For cyclists and motorcyclists, navigating damaged pavement, potholes, and uneven surfaces requires constant attention. At night, limited lighting in some areas makes these conditions more difficult to anticipate, increasing the need for reduced speed and greater caution.
Pedestrians, in the absence of consistent sidewalks, are often forced into the roadway. Failing to account for this reality, whether by driving too fast or not anticipating people walking along the street, adds another layer of risk.
Tulum’s roads are shared by a wide range of users, from heavy vehicles to bicycles, scooters, and pedestrian traffic. Until infrastructure and regulation catch up with the pace of growth, individual awareness remains one of the most immediate ways to reduce risk and prevent accidents.
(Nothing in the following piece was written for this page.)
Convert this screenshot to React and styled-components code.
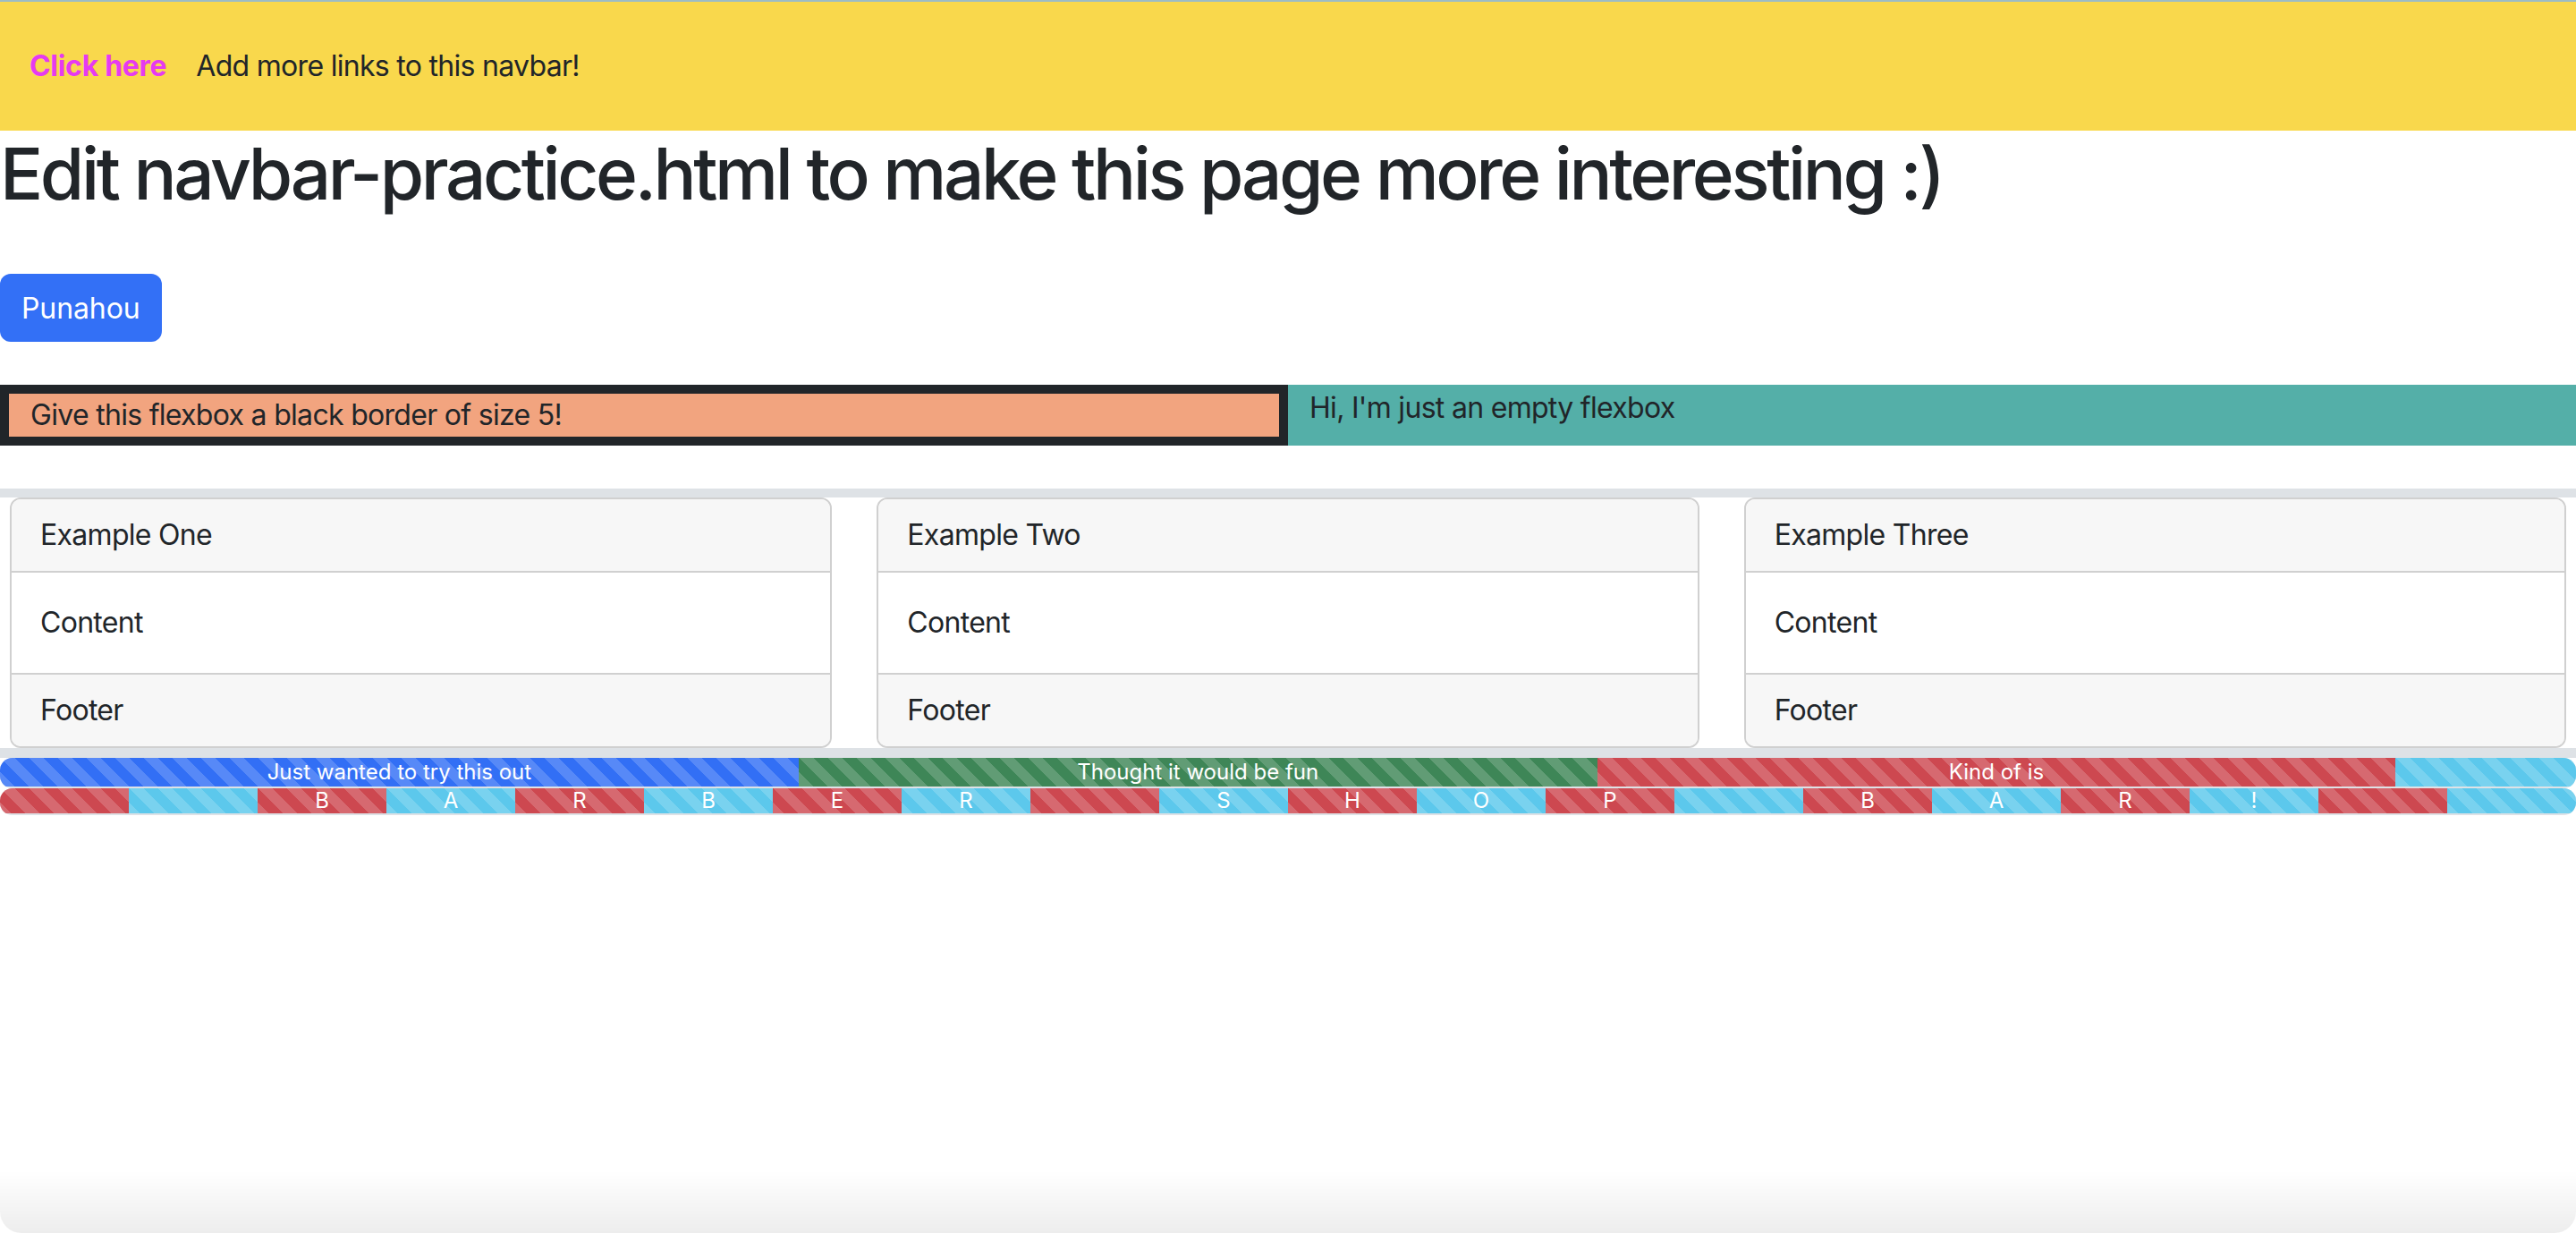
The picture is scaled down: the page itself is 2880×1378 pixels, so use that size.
import React from "react";
import styled, { createGlobalStyle } from "styled-components";

const Global = createGlobalStyle`
  html, body { margin: 0; padding: 0; background: #fff; }
  body {
    font-family: Inter, "Noto Sans", "Liberation Sans", sans-serif;
    color: #212529;
    font-size: 32px;
    line-height: 1.5;
    letter-spacing: -0.7px;
  }
  * { box-sizing: border-box; }
`;

const Page = styled.div`
  display: flex;
  flex-direction: column;
  min-height: 1378px;
`;

const Navbar = styled.nav`
  display: flex;
  align-items: center;
  gap: 33px;
  height: 146px;
  padding: 0 33px;
  background: #f9d84c;
  border-top: 2px solid #9dbcc4;
`;

const Brand = styled.a`
  color: #e63af1;
  font-weight: 700;
  font-size: 32px;
  text-decoration: none;
  letter-spacing: -0.3px;
`;

const NavLink = styled.a`
  color: #212529;
  font-size: 32px;
  text-decoration: none;
`;

const Title = styled.h1`
  margin: 0;
  font-size: 80px;
  line-height: 96px;
  font-weight: 500;
  letter-spacing: -3.4px;
`;

const Button = styled.button`
  align-self: flex-start;
  margin-top: 64px;
  height: 76px;
  padding: 0 24px;
  border: 0;
  border-radius: 12px;
  background: #3370f6;
  color: #fff;
  font-family: inherit;
  font-size: 32px;
  letter-spacing: -0.1px;
`;

const FlexRow = styled.div`
  display: flex;
  margin-top: 48px;
`;

const FlexItem = styled.div`
  flex: 0 0 50%;
  height: 68px;
  display: flex;
  align-items: ${(p) => (p.$top ? "flex-start" : "center")};
  padding: ${(p) => (p.$top ? "2px 24px 0" : "0 24px")};
  background: ${(p) => p.$bg};
  border: ${(p) => (p.$bordered ? "10px solid #212529" : "none")};
`;

const CardBand = styled.section`
  margin-top: 48px;
  border-top: 10px solid #dee2e6;
  border-bottom: 11px solid #dee2e6;
  display: grid;
  grid-template-columns: repeat(3, 1fr);
  column-gap: 50px;
  padding: 0 11px;
`;

const Card = styled.div`
  display: flex;
  flex-direction: column;
  border: 2px solid #d0d0d0;
  border-radius: 12px;
  overflow: hidden;
`;

const CardHead = styled.div`
  padding: 16px 32px;
  background: #f7f7f7;
  border-bottom: 2px solid #d0d0d0;
`;

const CardBody = styled.div`
  padding: 32px;
  background: #fff;
`;

const CardFoot = styled.div`
  padding: 16px 32px;
  background: #f7f7f7;
  border-top: 2px solid #d0d0d0;
`;

const Progress = styled.div`
  display: flex;
  align-items: flex-start;
  height: ${(p) => p.$h + 2}px;
  background: #dee2e6;
  border-radius: 14px;
  overflow: hidden;
`;

const stripes = `linear-gradient(45deg, rgba(255,255,255,.18) 25%, transparent 25%, transparent 50%, rgba(255,255,255,.18) 50%, rgba(255,255,255,.18) 75%, transparent 75%, transparent)`;

const Segment = styled.div`
  width: ${(p) => p.$w}%;
  height: ${(p) => p.$h}px;
  display: flex;
  align-items: center;
  justify-content: center;
  background-color: ${(p) => p.$color};
  background-image: ${stripes};
  background-size: 32px 32px;
  color: #fff;
  font-size: 24px;
  line-height: 1;
  letter-spacing: 0;
  white-space: nowrap;
`;

const BottomFade = styled.div`
  position: fixed;
  left: 0;
  right: 0;
  bottom: 0;
  height: 70px;
  pointer-events: none;
  background: linear-gradient(to bottom, rgba(0,0,0,0), rgba(0,0,0,0.07));
  border-radius: 0 0 24px 24px;
`;

const C = {
  blue: "#326ff5",
  green: "#3e8657",
  red: "#cd4850",
  info: "#5cc8ec",
};

const letters = ["", "", "B", "A", "R", "B", "E", "R", "", "S", "H", "O", "P", "", "B", "A", "R", "!", "", ""];

export default function App() {
  return (
    <Page>
      <Global />
      <Navbar>
        <Brand href="#">Click here</Brand>
        <NavLink href="#">Add more links to this navbar!</NavLink>
      </Navbar>
      <Title>Edit navbar-practice.html to make this page more interesting :)</Title>
      <Button>Punahou</Button>
      <FlexRow>
        <FlexItem $bg="#f2a47f" $bordered>Give this flexbox a black border of size 5!</FlexItem>
        <FlexItem $bg="#54afa8" $top>Hi, I'm just an empty flexbox</FlexItem>
      </FlexRow>
      <CardBand>
        {["Example One", "Example Two", "Example Three"].map((t) => (
          <Card key={t}>
            <CardHead>{t}</CardHead>
            <CardBody>Content</CardBody>
            <CardFoot>Footer</CardFoot>
          </Card>
        ))}
      </CardBand>
      <Progress $h={32}>
        <Segment $w={31} $h={32} $color={C.blue}>Just wanted to try this out</Segment>
        <Segment $w={31} $h={32} $color={C.green}>Thought it would be fun</Segment>
        <Segment $w={31} $h={32} $color={C.red}>Kind of is</Segment>
        <Segment $w={7} $h={32} $color={C.info} />
      </Progress>
      <Progress $h={28}>
        {letters.map((l, i) => (
          <Segment key={i} $w={5} $h={28} $color={i % 2 === 0 ? C.red : C.info}>{l}</Segment>
        ))}
      </Progress>
      <BottomFade />
    </Page>
  );
}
A Public Safety Issue That Requires Priority
What is happening in Tulum should not be reduced to a simple complaint about traffic. It is a public safety issue. It affects the person commuting to work by motorcycle, the pedestrian forced to walk in the street, the family moving through town with children, the visitor trying to navigate unfamiliar roads, and the cyclist crossing potholes after dark.
Each of these situations may appear ordinary when viewed separately. Together, they tell a clearer story. They show a town where road risk has become normalized while the underlying causes remain insufficiently addressed.
Tulum still has time to respond in a more serious and coherent way. But doing so will require more than isolated fixes or improvised measures. It will require functioning traffic signals, clearer signage, safer pedestrian infrastructure, better road maintenance, stronger circulation rules, and a more consistent application of basic safety standards.
For now, the image remains difficult to ignore: a woman injured on Avenida Cobá, her motorcycle on the pavement, beneath a traffic light that no longer works. It is not only the image of one accident. It is the image of a larger problem that has been building for too long.